Prove f(x) = x^3 + 3^x is a one-to-one function.

2. The attempt at a solution

Sum of one-to-one functions is a one-to-one function (I think/dont know how to prove).
x^3 is one-to-one, 3^x is one-to-one, thus f(x) is one-to-one. Surely there's a more rigorous proof.

 

[arildno]

Your attempt is wrong. f(x)=x is one-to-one, so is g(x)=1-x. But the sum f+g is not one-to-one.

Try to answer the following:
If a function is NOT one-to-one, what do you know occasionally occurs with the function that cannot happen with a one-to-one function?

 

[quadreg]

Your attempt is wrong. f(x)=x is one-to-one, so is g(x)=1-x. But the sum f+g is not one-to-one.

Try to answer the following:
If a function is NOT one-to-one, what do you know occasionally occurs with the function that cannot happen with a one-to-one function?

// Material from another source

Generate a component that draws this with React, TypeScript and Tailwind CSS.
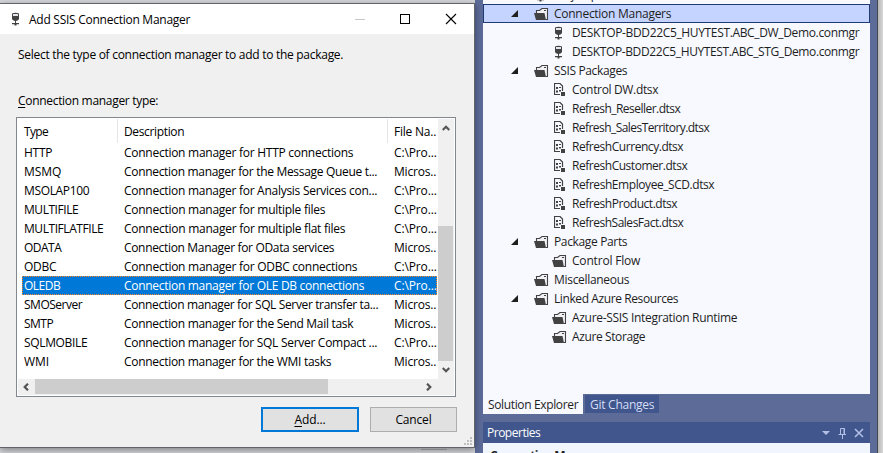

Two x values give the same y value. Are you suggesting I use the horizontal line test?

 

[oli4]

Hi quadreg, have you studied derivatives yet ?

Cheers...

 

[quadreg]

Hi quadreg, have you studied derivatives yet ?

Cheers...

Yes, I tried solving for critical points, but i get f'(x)=3x^2+(3^x)ln3 and can't solve for x where f'(x) = 0

 

[oli4]

You only have to prove that the derivative is either always >=0 or <=0 can you do that ?
Cheers...

 

[quadreg]

Ohh, that makes sense. 3x^2 is always >=0 and (3^x)ln3 is always >=0, so f'(x)>0.
Thankyou.

 

[oli4]

Exactly, yo've got it :)

 

[Mark44]

Mod note: Moving this thread to Calculus & Beyond

 

[LCKurtz]

Exactly, yo've got it :)

Almost. You have to be sure that if the derivative is allowed to be 0, it isn't zero on any interval. Of course, that isn't a problem in this example.

 

[oli4]

Yes, of course, LCKurtz, :) it's a good idea to point that out, thanks :)